Una preparazione tradizionale è quella di raccogliere le pigne del mugo in estate (attenzione, è una specie protetta, nella raccolta non va danneggiata la pianta e si può prelevare una quantità limitata di pigne), metterle in un vaso di vetro immergendole nello zucchero e poi esponendo il tutto al sole, a vaso chiuso per conservare le sostanze volatili, per circa 30 o 40 giorni, controllando di tanto in tanto e aggiungendo zucchero se necessario, poiché lo sciroppo che si forma col calore solare occupa meno spazio dello zucchero normale. Questo sciroppo avrà estratto i principi attivi del mugo e potrà essere usato durante l’inverno per contrastare i disagi stagionali da raffreddamento, oppure per aromatizzare la grappa, ma senza le pigne poiché l’acool ne scioglierebbe la resina, curativa ma poco gradevole al palato.
Per quel che riguarda il Cansiglio ed il Monte Cavallo, in Val Salatis, la lunga e selvaggia valle che sale dalla strada asfaltata (Malga Cate) fino alla Val Sperlonga e alla piccola sella che porta al rifugio Semenza del Club Alpino sezione di Vittorio Veneto, si trovano delle magnifiche mughete, sui ripidi ghiaioni sotto le crode.
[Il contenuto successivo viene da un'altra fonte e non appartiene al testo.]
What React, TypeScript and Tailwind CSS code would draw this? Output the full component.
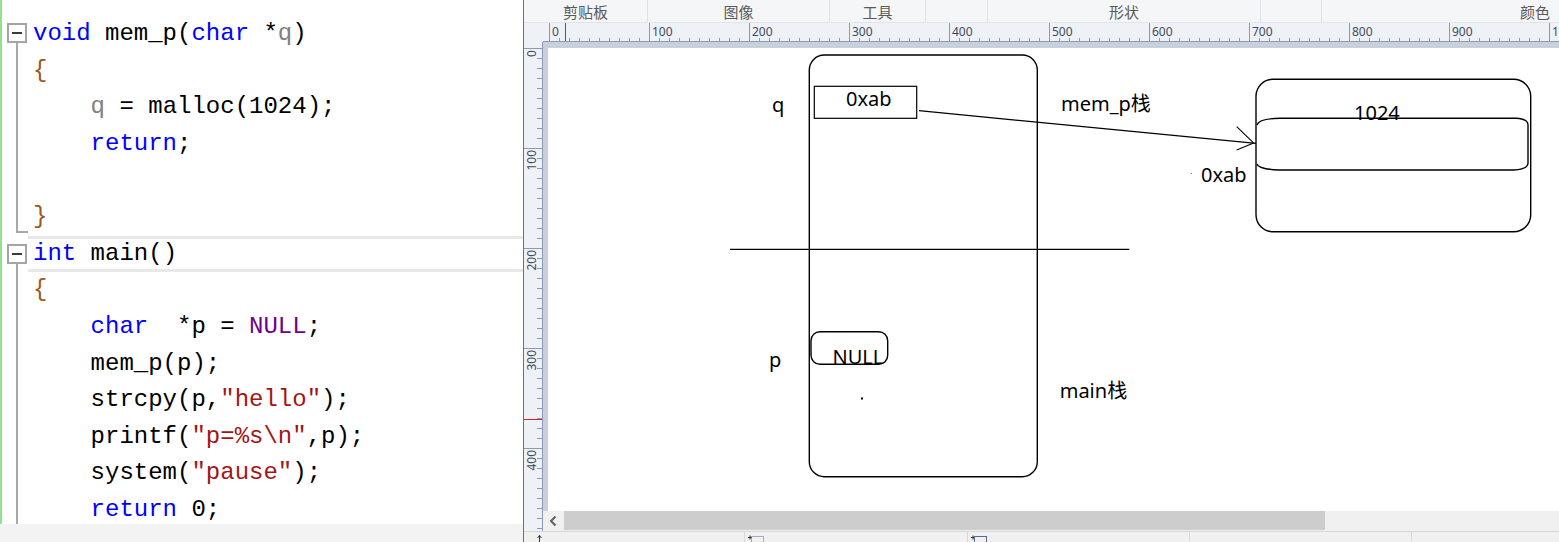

Negli anni 20 del secolo scorso, una grossa ditta farmaceutica milanese aveva costruito una teleferica di 8 chilometri, che collegava la Val Salatis direttamente al paese di Lamosano, per trasportarvi i rami di mugo, dove veniva distillato l’olio essenziale poi venduto in tutta l’Italia. 30 operai stagionali lavorarono per 10 anni ma poi la materia prima si esaurì e la distilleria fu spostata a Cimolais.
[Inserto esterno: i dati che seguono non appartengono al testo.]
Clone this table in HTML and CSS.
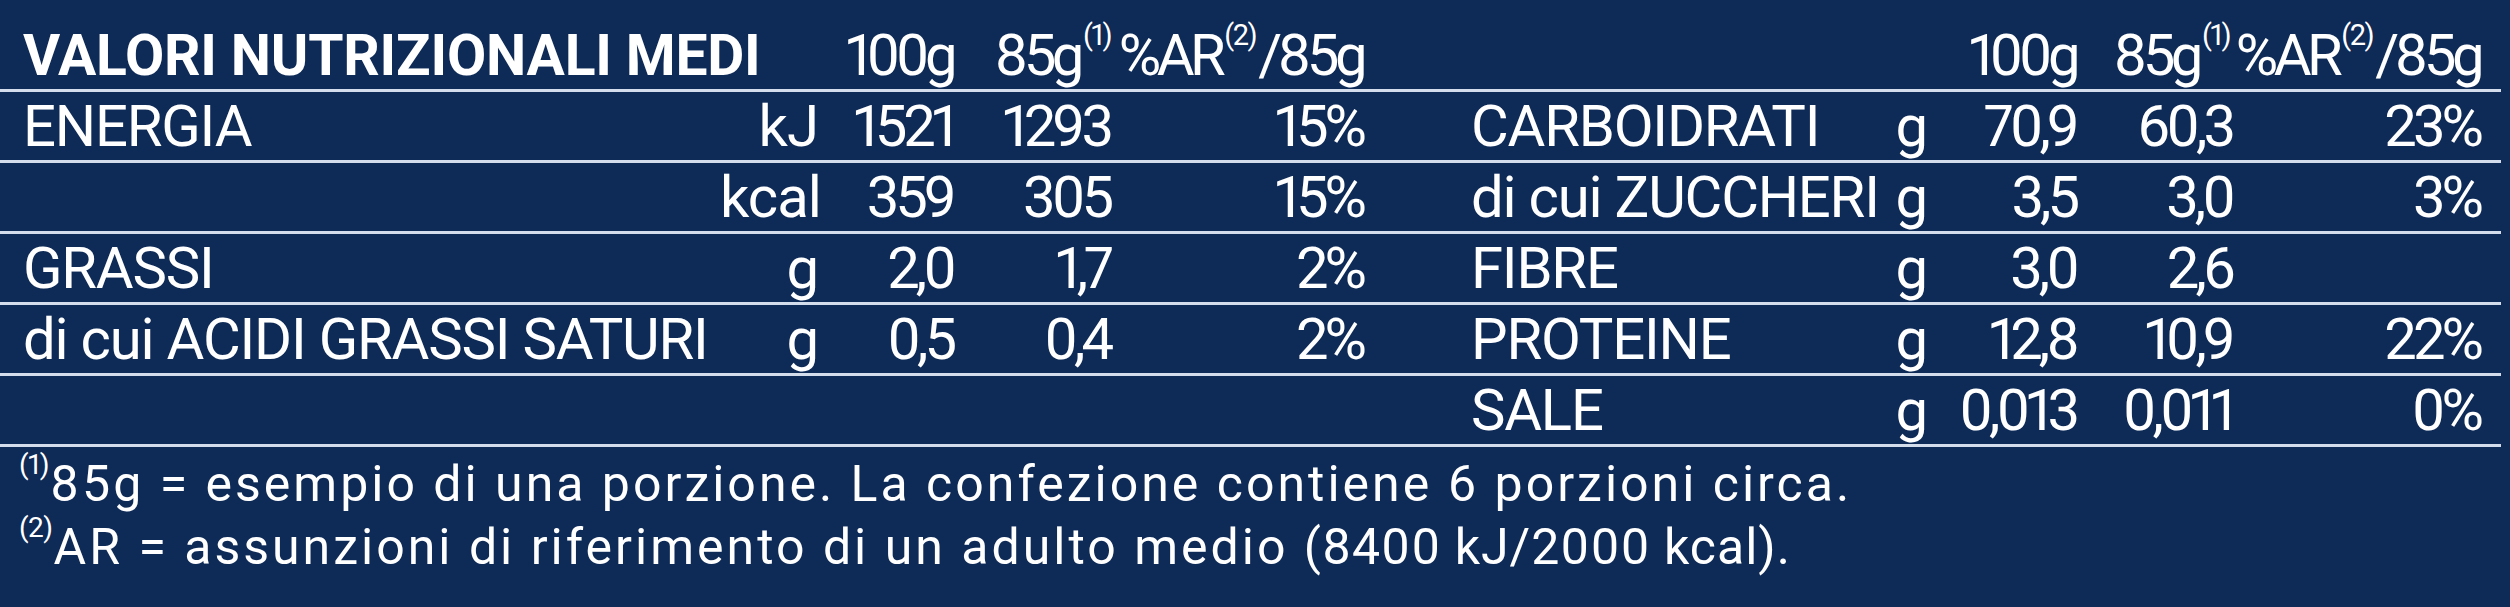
FILE: index.html
```html
<!DOCTYPE html>
<html lang="it">
<head>
<meta charset="utf-8">
<title>Valori nutrizionali medi</title>
<link rel="stylesheet" href="styles.css">
</head>
<body>
<main class="label">
  <section class="table">
    <div class="row head">
      <div class="title">VALORI NUTRIZIONALI MEDI</div>
      <div class="num hd">100g</div>
      <div class="num hd nudge">85g<sup>(1)</sup></div>
      <div class="num hd">%AR<sup>(2)</sup>/85g</div>
      <div class="gap"></div>
      <div></div>
      <div></div>
      <div class="num hd">100g</div>
      <div class="num hd">85g<sup>(1)</sup></div>
      <div class="num hd">%AR<sup>(2)</sup>/85g</div>
    </div>
    <div class="row">
      <div class="name">ENERGIA</div>
      <div class="unit">kJ</div>
      <div class="num">1521</div>
      <div class="num">1293</div>
      <div class="num">15%</div>
      <div class="gap"></div>
      <div class="name">CARBOIDRATI</div>
      <div class="unit">g</div>
      <div class="num">70,9</div>
      <div class="num">60,3</div>
      <div class="num">23%</div>
    </div>
    <div class="row">
      <div class="name"></div>
      <div class="unit">kcal</div>
      <div class="num">359</div>
      <div class="num">305</div>
      <div class="num">15%</div>
      <div class="gap"></div>
      <div class="name">di cui ZUCCHERI</div>
      <div class="unit">g</div>
      <div class="num">3,5</div>
      <div class="num">3,0</div>
      <div class="num">3%</div>
    </div>
    <div class="row">
      <div class="name">GRASSI</div>
      <div class="unit">g</div>
      <div class="num">2,0</div>
      <div class="num">1,7</div>
      <div class="num">2%</div>
      <div class="gap"></div>
      <div class="name">FIBRE</div>
      <div class="unit">g</div>
      <div class="num">3,0</div>
      <div class="num">2,6</div>
      <div class="num"></div>
    </div>
    <div class="row">
      <div class="name">di cui ACIDI GRASSI SATURI</div>
      <div class="unit">g</div>
      <div class="num">0,5</div>
      <div class="num">0,4</div>
      <div class="num">2%</div>
      <div class="gap"></div>
      <div class="name">PROTEINE</div>
      <div class="unit">g</div>
      <div class="num">12,8</div>
      <div class="num">10,9</div>
      <div class="num">22%</div>
    </div>
    <div class="row">
      <div class="name"></div>
      <div class="unit"></div>
      <div class="num"></div>
      <div class="num"></div>
      <div class="num"></div>
      <div class="gap"></div>
      <div class="name">SALE</div>
      <div class="unit">g</div>
      <div class="num">0,013</div>
      <div class="num">0,011</div>
      <div class="num">0%</div>
    </div>
  </section>
  <section class="notes">
    <p><sup>(1)</sup>85g = esempio di una porzione. La confezione contiene 6 porzioni circa.</p>
    <p><sup>(2)</sup>AR = assunzioni di riferimento di un adulto medio <span class="figs">(8400 kJ/2000 kcal).</span></p>
  </section>
</main>
</body>
</html>
```
FILE: styles.css
```css
html, body {
  margin: 0;
  padding: 0;
  background: #0e2a57;
}

body {
  width: 2510px;
  height: 607px;
  overflow: hidden;
  color: #ffffff;
  font-family: Roboto, "Liberation Sans", sans-serif;
  font-weight: 400;
}

.label {
  width: 2510px;
  height: 607px;
}

.table {
  width: 2501px;
}

.row {
  box-sizing: border-box;
  display: grid;
  grid-template-columns: 697px 98px 135px 157px 253px 108px 389px 67px 149px 156px 248px;
  align-items: center;
  height: 71px;
  padding: 0 21px 0 23px;
  border-bottom: 3px solid #d3ddeb;
  font-size: 58px;
  line-height: 1;
  white-space: nowrap;
}

.row.head {
  height: 92px;
  align-items: end;
  padding-bottom: 5px;
}

.title {
  grid-column: span 2;
  font-weight: 700;
  font-size: 57px;
  letter-spacing: -0.2px;
}

.name {
  text-align: left;
  letter-spacing: -1.2px;
}

.unit {
  text-align: right;
  letter-spacing: -1px;
}

.num {
  text-align: right;
  font-variant-numeric: proportional-nums;
  letter-spacing: -4px;
}

.hd {
  letter-spacing: -4.5px;
}

.nudge {
  margin-right: -3px;
}

sup {
  font-size: 0.5em;
  line-height: 0;
  vertical-align: 1.05em;
  letter-spacing: -1.5px;
  margin-left: 3px;
  margin-right: 2px;
}

.notes {
  padding-top: 6px;
  padding-left: 19px;
  font-size: 50px;
  font-weight: 400;
  line-height: 63px;
  letter-spacing: 3px;
  white-space: nowrap;
  font-variant-numeric: proportional-nums;
}

.notes p {
  margin: 0;
}

.notes .figs {
  letter-spacing: 1px;
}

.notes sup {
  font-size: 0.56em;
  vertical-align: 0.95em;
  letter-spacing: -0.5px;
  margin: 0 1px 0 0;
}
```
Varlam Tichonovic Salamov, scrittore, giornalista e poeta russo che, per le sue critiche al potere stalinista, passò ben 18 anni nei campi di concentramento, i famigerati gulag, in zone fredde e inospitali. Nella sua opera “I racconti della Kolyma”, un’area mineraria divenuta nota come “la terra della morte bianca”, definì il Pino mugo “l’albero più poetico della Russia, più anche della Betulla”, e lo descrisse in questo modo: “…durante l’inverno, in particolare quando arriva la neve, il mugo si curva e arriva a coricarsi sul terreno in modo che la neve, ricoprendolo, formi quasi una duna rispetto alla superficie immacolata ed uniforme: insomma si addormenta, va in letargo come un orso. Quando arrivano le avvisaglie della primavera, il mugo si raddrizza, si rialza e riprende la sua postura di albero. Non si creda però a un atteggiamento meccanico o consapevole che dir si voglia: il mugo è un credulone: se, in pieno inverno e con la neve, si accende un fuoco, lui sente il calore e si rialza, per poi ricoricarsi appena avverte che non è ancora arrivato il momento di stare in piedi. Il mugo è il profeta del tempo, e già su questo l’uomo è in difetto nei suoi confronti: i cinque sensi di cui dispone non sono sufficienti né per le predizioni né per le profezie.…”. Una descrizione letteraria ma perfettamente scientifica seppur composta in periodi di grande sofferenza, sia fisica che psicologica.